In mid-nineteenth century a German nun, Anne Catherine Emmerich, dreamt of the location of the ruined house of the Virgin Mary near Ephesus, and despite the fact that there were quite a few ruined houses in the hilly surrounds, it was “found”. The Vatican investigated her dream but did not authenticate the house one way or the other. However, many Popes have visited the site of ‘The house of the Virgin Mary’. Recently Anne Emmerich was beatified as a saint. The house was restored and it is now a place of veneration where believers light candles and invocate fervent prayers. In the small house, elevated above an altar, is a small dark-coloured effigy of the Virgin Mary. Strangely, her hands were missing. On a nearby wall, worshippers attach supplicating messages by the millions, just as in the Jewish Wailing-Wall in Jerusalem.

The wall of prayer notes similar to the Jewish Wailing-Wall in Jerusalem
The above scenario reminded me of the time in 1968 when the late Achmat Davids and I started our researches into the origin of the Muslims at the Cape. We visited the tombs of the Kramats (holy men) around the Cape Peninsula and interviewed people who frequented these tombs. Apart from the historically verifiable individual sages buried in specific graves and mausoleums, we visited other ‘graves’ that dotted the scene. These were often attributed as the burial places of unknown individuals divined as Kramats via dreams. Some of the stories were tenuous at best. Recently I saw a somewhat hidden brick-enclosed grave that had mushroomed in the fynbos on Signal Hill. A small attached sign simply said: Unknown.
Mausoleums, such as that of Rumi, are often places of beautiful art; others are simple like the purported House of the Virgin Mary. They remind us of the past, of great historical events and personages that determined belief and veneration. But there are others. ‘Scourge of the Earth’ Mongol, Timur, the lame, sacked and pillaged Baghdad and crippled the Muslim Empire. He became a Muslim and built a magnificent burial tomb in Samarkand.
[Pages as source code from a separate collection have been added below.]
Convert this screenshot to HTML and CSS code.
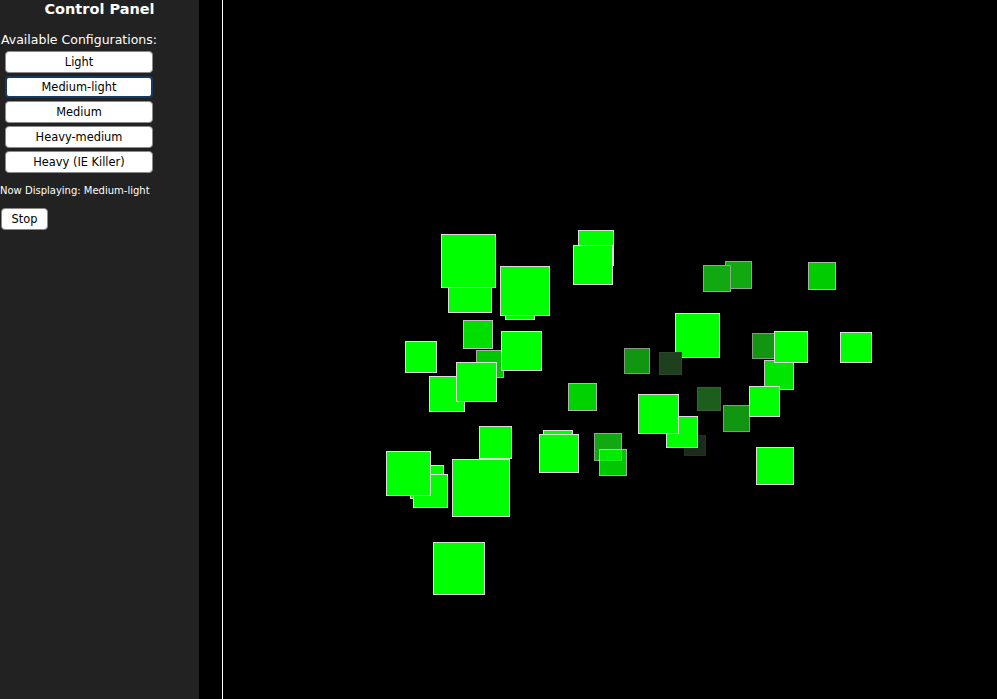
FILE: index.html
```html
<!DOCTYPE html>
<html>
<head>
<meta charset="utf-8">
<title>Control Panel</title>
<link rel="stylesheet" href="styles.css">
</head>
<body>
<div class="page">
  <aside class="panel">
    <h1 class="title">Control Panel</h1>
    <div class="configs">
      <div class="label">Available Configurations:</div>
      <button class="btn">Light</button>
      <button class="btn active">Medium-light</button>
      <button class="btn">Medium</button>
      <button class="btn">Heavy-medium</button>
      <button class="btn">Heavy (IE Killer)</button>
    </div>
    <div class="status">Now Displaying: Medium-light</div>
    <button class="btn stop">Stop</button>
  </aside>
  <main class="canvas">
    <div class="sq" style="left:225px;top:269px;width:44px;height:44px"></div>
    <div class="sq" style="left:218px;top:234px;width:55px;height:54px"></div>
    <div class="sq" style="left:282px;top:290px;width:30px;height:30px"></div>
    <div class="sq" style="left:277px;top:266px;width:50px;height:50px"></div>
    <div class="sq" style="left:355px;top:230px;width:36px;height:36px"></div>
    <div class="sq" style="left:350px;top:245px;width:40px;height:40px"></div>
    <div class="sq" style="left:240px;top:320px;width:30px;height:29px;opacity:0.87"></div>
    <div class="sq" style="left:182px;top:341px;width:32px;height:32px"></div>
    <div class="sq" style="left:253px;top:350px;width:28px;height:28px;opacity:0.78"></div>
    <div class="sq" style="left:278px;top:331px;width:41px;height:40px"></div>
    <div class="sq" style="left:206px;top:376px;width:36px;height:36px"></div>
    <div class="sq" style="left:233px;top:362px;width:41px;height:40px"></div>
    <div class="sq" style="left:345px;top:383px;width:29px;height:28px;opacity:0.82"></div>
    <div class="sq t65" style="left:502px;top:261px;width:27px;height:28px"></div>
    <div class="sq t65" style="left:480px;top:265px;width:28px;height:27px"></div>
    <div class="sq" style="left:585px;top:262px;width:28px;height:28px;opacity:0.8"></div>
    <div class="sq" style="left:452px;top:313px;width:45px;height:45px"></div>
    <div class="sq t60" style="left:401px;top:348px;width:26px;height:26px"></div>
    <div class="sq t22" style="left:436px;top:352px;width:23px;height:23px"></div>
    <div class="sq t60" style="left:529px;top:333px;width:26px;height:26px"></div>
    <div class="sq" style="left:541px;top:360px;width:30px;height:30px;opacity:0.9"></div>
    <div class="sq" style="left:551px;top:331px;width:34px;height:32px"></div>
    <div class="sq" style="left:617px;top:332px;width:32px;height:31px"></div>
    <div class="sq t60" style="left:500px;top:405px;width:27px;height:27px"></div>
    <div class="sq" style="left:526px;top:386px;width:31px;height:31px"></div>
    <div class="sq t40" style="left:474px;top:387px;width:24px;height:24px"></div>
    <div class="sq t15" style="left:461px;top:435px;width:22px;height:21px"></div>
    <div class="sq" style="left:443px;top:416px;width:32px;height:32px"></div>
    <div class="sq" style="left:415px;top:394px;width:41px;height:40px"></div>
    <div class="sq" style="left:533px;top:447px;width:38px;height:38px"></div>
    <div class="sq t65" style="left:371px;top:433px;width:28px;height:28px"></div>
    <div class="sq" style="left:376px;top:449px;width:28px;height:27px;opacity:0.78"></div>
    <div class="sq" style="left:320px;top:430px;width:30px;height:30px"></div>
    <div class="sq" style="left:316px;top:434px;width:40px;height:39px"></div>
    <div class="sq" style="left:256px;top:426px;width:33px;height:33px"></div>
    <div class="sq" style="left:229px;top:459px;width:58px;height:58px"></div>
    <div class="sq" style="left:187px;top:465px;width:34px;height:34px"></div>
    <div class="sq" style="left:190px;top:474px;width:35px;height:34px"></div>
    <div class="sq" style="left:163px;top:451px;width:45px;height:45px"></div>
    <div class="sq" style="left:210px;top:542px;width:52px;height:53px"></div>
  </main>
</div>
</body>
</html>
```

FILE: styles.css
```css
html, body {
  margin: 0;
  padding: 0;
  background: #000;
  overflow: hidden;
}

.page {
  display: flex;
  gap: 23px;
  width: 997px;
  height: 699px;
  font-family: "DejaVu Sans", Verdana, sans-serif;
}

.panel {
  width: 199px;
  height: 699px;
  flex: none;
  background: #222222;
  color: #ffffff;
  display: flex;
  flex-direction: column;
  align-items: flex-start;
}

.title {
  margin: 0;
  align-self: stretch;
  text-align: center;
  font-size: 14.5px;
  font-weight: bold;
  line-height: 18px;
}

.configs {
  margin-top: 14px;
  width: 158px;
  display: flex;
  flex-direction: column;
  align-items: center;
  gap: 3px;
}

.label {
  font-size: 12.5px;
  line-height: 16px;
  white-space: nowrap;
  text-align: center;
}

.btn {
  box-sizing: border-box;
  width: 148px;
  height: 22px;
  padding: 0;
  margin: 0;
  background: #ffffff;
  color: #000000;
  border: 1px solid #8a8a8a;
  border-radius: 4px;
  font-family: "DejaVu Sans", Verdana, sans-serif;
  font-size: 11.4px;
  line-height: 20px;
  text-align: center;
}

.btn.active {
  border: 2px solid #163b60;
  line-height: 18px;
}

.status {
  margin-top: 12px;
  font-size: 10px;
  line-height: 12px;
  white-space: nowrap;
}

.btn.stop {
  width: 47px;
  margin-top: 11px;
  margin-left: 1px;
}

.canvas {
  position: relative;
  flex: 1;
  height: 699px;
  border-left: 1px solid #ffffff;
  background: #000000;
  overflow: hidden;
}

.sq {
  position: absolute;
  box-sizing: border-box;
  background: #00ff00;
  border: 1px solid #dcdcdc;
}

.sq.t65 {
  background: #11a811;
  border-color: #8aa88a;
}

.sq.t60 {
  background: #129612;
  border-color: #7f9a7f;
}

.sq.t40 {
  background: #1c5e1c;
  border-color: #3d5e3d;
}

.sq.t22 {
  background: #1f401f;
  border-color: #2d452d;
}

.sq.t15 {
  background: #1c2b1c;
  border-color: #253025;
}
```
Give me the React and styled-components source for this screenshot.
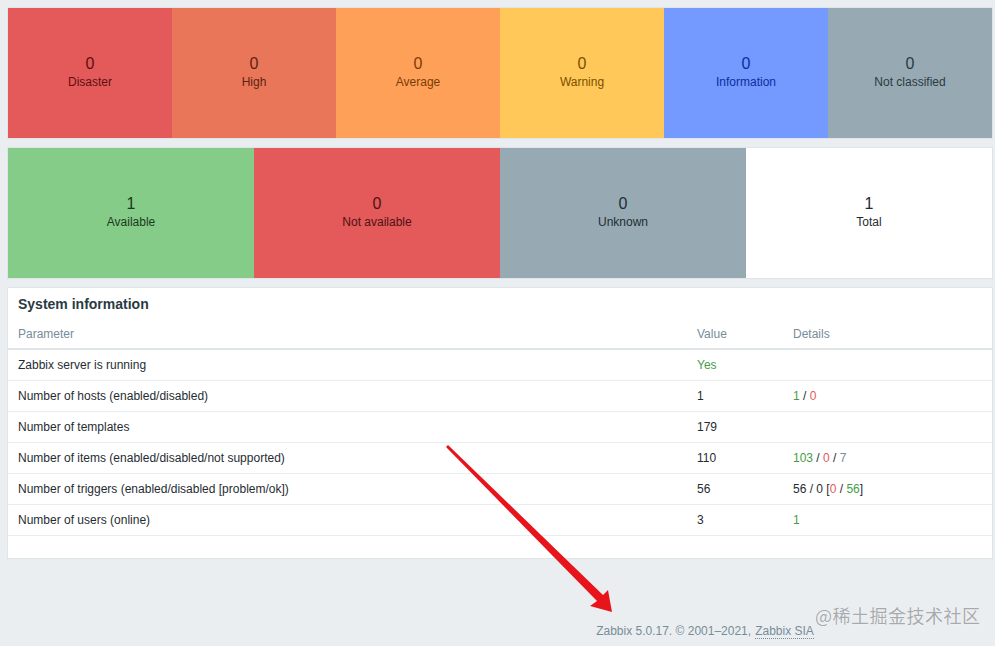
import React from 'react'
import styled, { createGlobalStyle } from 'styled-components'

const GlobalStyle = createGlobalStyle`
  html, body {
    margin: 0;
    padding: 0;
    background: #ebeef0;
    font-family: "Liberation Sans", Arial, sans-serif;
    color: #1f2c33;
  }
`

const Page = styled.div`
  position: relative;
  width: 995px;
  height: 646px;
  padding: 8px 3px 0 8px;
  box-sizing: border-box;
  display: flex;
  flex-direction: column;
  gap: 10px;
  overflow: hidden;
`

const Widget = styled.div`
  display: grid;
  grid-template-columns: repeat(${(p) => p.cols}, 1fr);
  height: 130px;
  width: 984px;
  background: #fff;
  box-shadow: 0 0 0 1px #dfe4e7;
`

const Cell = styled.div`
  display: flex;
  flex-direction: column;
  align-items: center;
  justify-content: center;
  background: ${(p) => p.bg};
  color: ${(p) => p.fg};
`

const Count = styled.div`
  font-size: 16px;
  line-height: 18px;
`

const Label = styled.div`
  font-size: 12px;
  line-height: 18px;
`

const Panel = styled.div`
  width: 984px;
  height: 270px;
  background: #fff;
  box-shadow: 0 0 0 1px #dfe4e7;
  box-sizing: border-box;
`

const PanelTitle = styled.h4`
  margin: 0;
  height: 32px;
  padding: 0 10px;
  display: flex;
  align-items: center;
  font-size: 14px;
  font-weight: bold;
  color: #2b3a42;
`

const Table = styled.table`
  width: 100%;
  border-collapse: collapse;
  font-size: 12px;
`

const Th = styled.th`
  text-align: left;
  font-weight: normal;
  color: #768d99;
  height: 28px;
  padding: 0 10px;
  border-bottom: 2px solid #dfe4e7;
  width: ${(p) => p.w || 'auto'};
`

const Td = styled.td`
  height: 30px;
  padding: 0 10px;
  border-bottom: 1px solid #ebeef0;
`

const Green = styled.span`
  color: #429e47;
`

const Red = styled.span`
  color: #e45959;
`

const Grey = styled.span`
  color: #768d99;
`

const Footer = styled.div`
  margin-top: auto;
  height: 30px;
  display: flex;
  justify-content: center;
  align-items: center;
  padding-left: 410px;
  font-size: 12px;
  color: #768d99;
`

const FooterLink = styled.span`
  margin-left: 4px;
  border-bottom: 1px dotted #768d99;
  line-height: 14px;
`

const Watermark = styled.div`
  position: absolute;
  left: 815px;
  top: 602px;
  font-size: 18px;
  color: rgba(150, 155, 160, 0.85);
  font-family: "Noto Sans CJK SC", "Liberation Sans", sans-serif;
  letter-spacing: 0.5px;
  text-shadow: 0 0 1px #fff;
`

const Arrow = styled.svg`
  position: absolute;
  left: 0;
  top: 0;
  pointer-events: none;
`

const problems = [
  { label: 'Disaster', bg: '#e45959', fg: '#5e1010' },
  { label: 'High', bg: '#e97659', fg: '#5c2410' },
  { label: 'Average', bg: '#ffa059', fg: '#7a3c05' },
  { label: 'Warning', bg: '#ffc859', fg: '#7a5000' },
  { label: 'Information', bg: '#7499ff', fg: '#0c2ea0' },
  { label: 'Not classified', bg: '#97aab3', fg: '#2b3a42' },
]

const hosts = [
  { count: 1, label: 'Available', bg: '#86cc89', fg: '#1b3a1d' },
  { count: 0, label: 'Not available', bg: '#e45959', fg: '#4a1414' },
  { count: 0, label: 'Unknown', bg: '#97aab3', fg: '#1f2c33' },
  { count: 1, label: 'Total', bg: '#ffffff', fg: '#1f2c33' },
]

const rows = [
  ['Zabbix server is running', <Green>Yes</Green>, ''],
  ['Number of hosts (enabled/disabled)', '1', <><Green>1</Green> / <Red>0</Red></>],
  ['Number of templates', '179', ''],
  ['Number of items (enabled/disabled/not supported)', '110', <><Green>103</Green> / <Red>0</Red> / <Grey>7</Grey></>],
  ['Number of triggers (enabled/disabled [problem/ok])', '56', <>56 / 0 [<Red>0</Red> / <Green>56</Green>]</>],
  ['Number of users (online)', '3', <Green>1</Green>],
]

const App = () => {
  return (
    <Page>
      <GlobalStyle />
      <Widget cols={6}>
        {problems.map((p) => (
          <Cell key={p.label} bg={p.bg} fg={p.fg}>
            <Count>0</Count>
            <Label>{p.label}</Label>
          </Cell>
        ))}
      </Widget>
      <Widget cols={4}>
        {hosts.map((h) => (
          <Cell key={h.label} bg={h.bg} fg={h.fg}>
            <Count>{h.count}</Count>
            <Label>{h.label}</Label>
          </Cell>
        ))}
      </Widget>
      <Panel>
        <PanelTitle>System information</PanelTitle>
        <Table>
          <thead>
            <tr>
              <Th>Parameter</Th>
              <Th w="76px">Value</Th>
              <Th w="189px">Details</Th>
            </tr>
          </thead>
          <tbody>
            {rows.map((r) => (
              <tr key={r[0]}>
                <Td>{r[0]}</Td>
                <Td>{r[1]}</Td>
                <Td>{r[2]}</Td>
              </tr>
            ))}
          </tbody>
        </Table>
      </Panel>
      <Footer>
        Zabbix 5.0.17. © 2001–2021, <FooterLink>Zabbix SIA</FooterLink>
      </Footer>
      <Watermark>@稀土掘金技术社区</Watermark>
      <Arrow width="995" height="646" viewBox="0 0 995 646">
        <polygon
          points="447,446 448,445 603,595 608,590 612,612 590,606 597,601 446,447"
          fill="#e8141c"
        />
      </Arrow>
    </Page>
  )
}

export default App
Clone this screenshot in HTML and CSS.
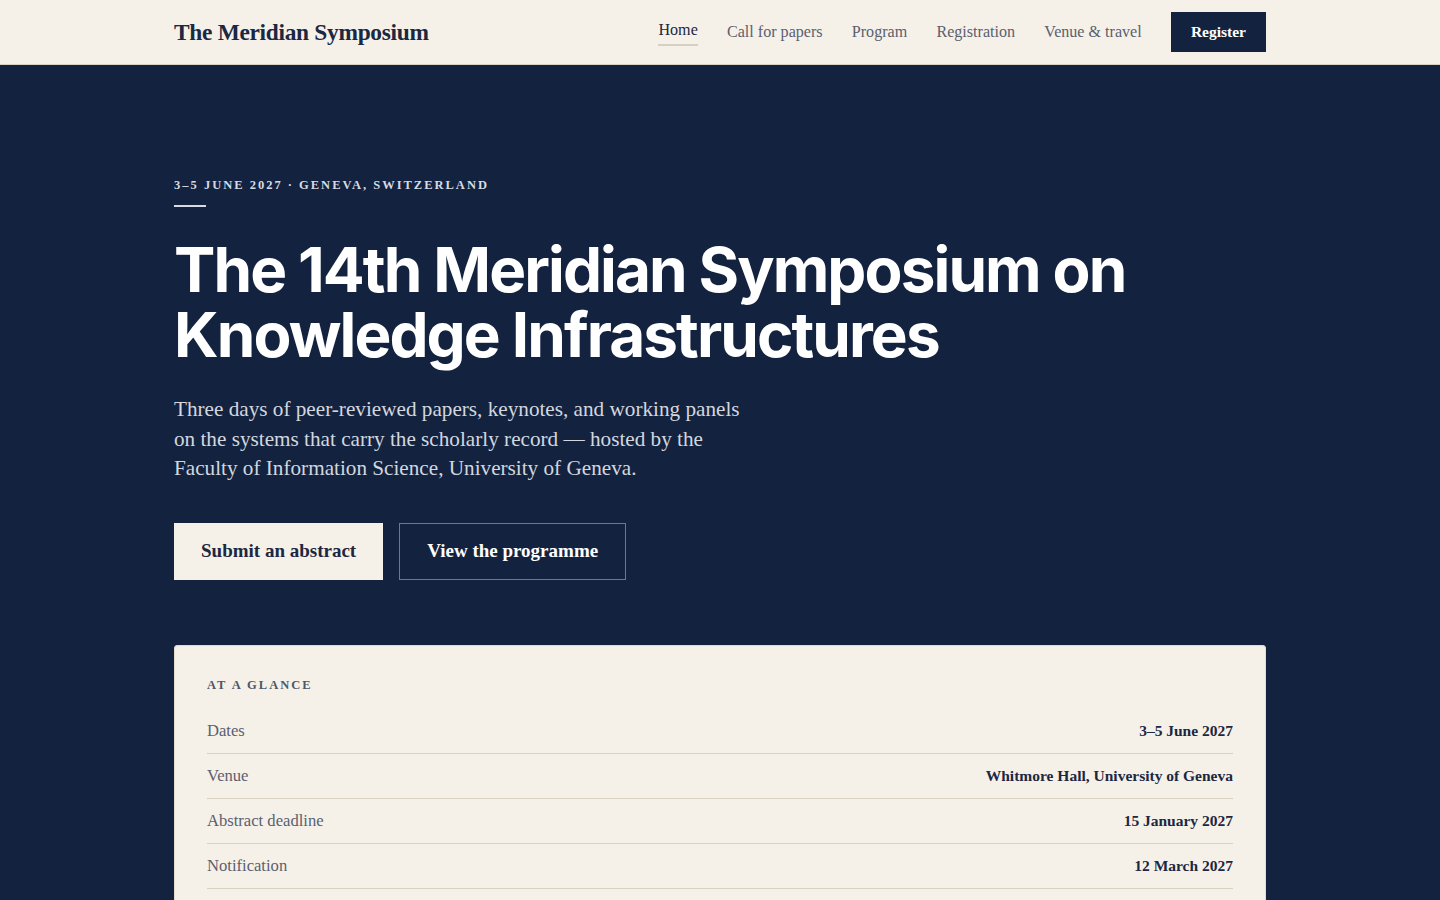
FILE: index.html
```html
<!DOCTYPE html>
<html lang="en">
<head>
<meta charset="utf-8">
<title>The Meridian Symposium</title>
<link rel="stylesheet" href="styles.css">
</head>
<body>
<header class="topbar">
  <div class="container topbar-inner">
    <a class="brand" href="#">The Meridian Symposium</a>
    <nav class="nav">
      <a class="nav-link active" href="#">Home</a>
      <a class="nav-link" href="#">Call for papers</a>
      <a class="nav-link" href="#">Program</a>
      <a class="nav-link" href="#">Registration</a>
      <a class="nav-link" href="#">Venue &amp; travel</a>
      <a class="nav-cta" href="#">Register</a>
    </nav>
  </div>
</header>
<main class="hero">
  <div class="container">
    <p class="eyebrow">3–5 June 2027 · Geneva, Switzerland</p>
    <div class="eyebrow-rule"></div>
    <h1 class="title">The 14th Meridian Symposium on Knowledge Infrastructures</h1>
    <p class="lede">Three days of peer-reviewed papers, keynotes, and working panels on the systems that carry the scholarly record — hosted by the Faculty of Information Science, University of Geneva.</p>
    <div class="actions">
      <a class="btn btn-light" href="#">Submit an abstract</a>
      <a class="btn btn-outline" href="#">View the programme</a>
    </div>
    <section class="glance">
      <h2 class="glance-title">At a glance</h2>
      <dl class="glance-list">
        <div class="glance-row"><dt>Dates</dt><dd>3–5 June 2027</dd></div>
        <div class="glance-row"><dt>Venue</dt><dd>Whitmore Hall, University of Geneva</dd></div>
        <div class="glance-row"><dt>Abstract deadline</dt><dd>15 January 2027</dd></div>
        <div class="glance-row"><dt>Notification</dt><dd>12 March 2027</dd></div>
        <div class="glance-row"><dt>Registration closes</dt><dd>30 April 2027</dd></div>
      </dl>
    </section>
  </div>
</main>
</body>
</html>
```
FILE: styles.css
```css
* { box-sizing: border-box; }
html, body { margin: 0; padding: 0; }
body {
  background: #13233f;
  font-family: "Liberation Serif", "Times New Roman", serif;
  color: #13233f;
}
a { text-decoration: none; color: inherit; }
.container {
  max-width: 1140px;
  margin: 0 auto;
  padding: 0 24px;
}
.topbar {
  background: #f6f1e8;
  border-bottom: 1px solid #d9d2c4;
  height: 65px;
}
.topbar-inner {
  height: 64px;
  display: flex;
  align-items: center;
  justify-content: space-between;
}
.brand {
  font-size: 23.4px;
  font-weight: 700;
  color: #1b2842;
  letter-spacing: -0.3px;
}
.nav {
  display: flex;
  align-items: center;
  gap: 29.2px;
}
.nav-link {
  font-size: 16.1px;
  color: #5a6070;
  padding: 4px 0;
}
.nav-link.active {
  color: #1b2842;
  border-bottom: 2px solid #d6cfc2;
  padding-bottom: 5px;
  margin-bottom: -4px;
  position: relative;
  top: -3px;
}
.nav-cta {
  background: #13233f;
  color: #ffffff;
  font-weight: 700;
  font-size: 15.5px;
  height: 40px;
  padding: 0 20px;
  display: flex;
  align-items: center;
}
.hero { padding-top: 112px; padding-bottom: 60px; }
.eyebrow {
  margin: 0;
  font-size: 12.5px;
  font-weight: 700;
  letter-spacing: 2px;
  text-transform: uppercase;
  color: #d8dbe2;
  line-height: 16px;
}
.eyebrow-rule {
  width: 32px;
  height: 2px;
  background: #d8dbe2;
  margin-top: 12px;
}
.title {
  margin: 30px 0 0;
  font-family: Inter, "Noto Sans", sans-serif;
  font-weight: 700;
  font-size: 62px;
  line-height: 65px;
  letter-spacing: -1.9px;
  color: #ffffff;
  max-width: 1000px;
}
.lede {
  margin: 28px 0 0;
  font-size: 21.2px;
  line-height: 29.5px;
  color: #d3d7df;
  max-width: 590px;
}
.actions {
  display: flex;
  gap: 16px;
  margin-top: 39px;
}
.btn {
  display: flex;
  align-items: center;
  justify-content: center;
  height: 57px;
  padding: 0 27px;
  font-size: 19px;
  font-weight: 700;
}
.btn-light {
  background: #f6f1e8;
  color: #1b2842;
}
.btn-outline {
  border: 1px solid #6a7894;
  color: #ffffff;
}
.glance {
  margin-top: 65px;
  background: #f6f1e8;
  border: 1px solid #e3dccd;
  border-radius: 3px;
  padding: 30px 32px 20px;
}
.glance-title {
  margin: 0 0 15px;
  font-size: 12.5px;
  font-weight: 700;
  letter-spacing: 2px;
  text-transform: uppercase;
  color: #4f5668;
  line-height: 18px;
}
.glance-list { margin: 0; }
.glance-row {
  display: flex;
  justify-content: space-between;
  align-items: center;
  height: 45px;
  border-bottom: 1px solid #d8d0c2;
}
.glance-row dt {
  font-size: 16.6px;
  color: #5a6070;
}
.glance-row dd {
  margin: 0;
  font-size: 15.5px;
  font-weight: 700;
  color: #1b2842;
}
```
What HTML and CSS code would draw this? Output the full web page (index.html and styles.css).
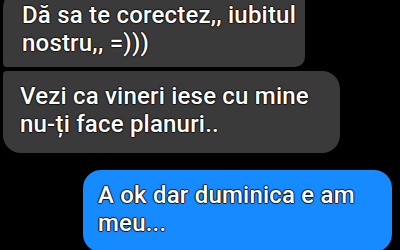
FILE: index.html
```html
<!DOCTYPE html>
<html lang="ro">
<head>
  <meta charset="UTF-8">
  <meta name="viewport" content="width=device-width, initial-scale=1.0">
  <title>Chat</title>
  <link rel="stylesheet" href="styles.css">
</head>
<body>
  <div class="chat">
    <div class="msg in first">
      Dă sa te corectez,, iubitul<br>nostru,, =)))
    </div>
    <div class="msg in last">
      Vezi ca vineri iese cu mine<br>nu-ți face planuri..
    </div>
    <div class="msg out">
      A ok dar duminica e am<br>meu...
    </div>
  </div>
</body>
</html>
```

FILE: styles.css
```css
body {
  margin: 0;
  background: #000;
  font-family: Roboto, "Noto Sans", sans-serif;
  overflow: hidden;
}

.chat {
  display: flex;
  flex-direction: column;
  margin-top: -10px;
  padding: 0 8px 0 3px;
}

.msg {
  box-sizing: border-box;
  color: #fff;
  font-size: 24px;
  font-weight: 500;
  line-height: 28px;
  letter-spacing: 0.2px;
  padding: 11px 0 15px 19px;
  white-space: nowrap;
  text-shadow: -1px 0 #151515, 1px 0 #151515, 0 -1px #151515, 0 1px #151515, 0 0 2px #000;
}

.in {
  align-self: flex-start;
  background: #3a3a3a;
}

.first {
  width: 302px;
  padding-bottom: 10px;
  border-radius: 18px 10px 10px 4px;
}

.last {
  width: 337px;
  margin-top: 4px;
  padding-left: 17px;
  border-radius: 4px 18px 18px 18px;
}

.out {
  align-self: flex-end;
  width: 309px;
  margin-top: 17px;
  padding-left: 15px;
  border-radius: 18px;
  background: #168aff;
  text-shadow: -1px 0 #0a1a30, 1px 0 #0a1a30, 0 -1px #0a1a30, 0 1px #0a1a30, 0 0 2px #001030;
}
```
He, and others of his ilk, believed that they were saviours of the world, but sowed death and destruction. Of interest is that his body was exhumed by the Russians in 1941, even though Timur’s tomb was inscribed with the words, “When I rise from the dead, the world shall tremble.” His casket was also inscribed: “Whomsoever opens my tomb shall unleash an invader more terrible than I.” In any case, three days after Archaeologist Gerasimov began the exhumation, Adolf Hitler launched Operation Barbarossa, the largest military invasion of all time, upon the Soviet Union.” Millions of Russians were slaughtered. “Timur was re-buried with full Islamic ritual in November 1942 just before the Soviet victory at the Battle of Stalengrad” (Wikipedia) No art can cover such inequity.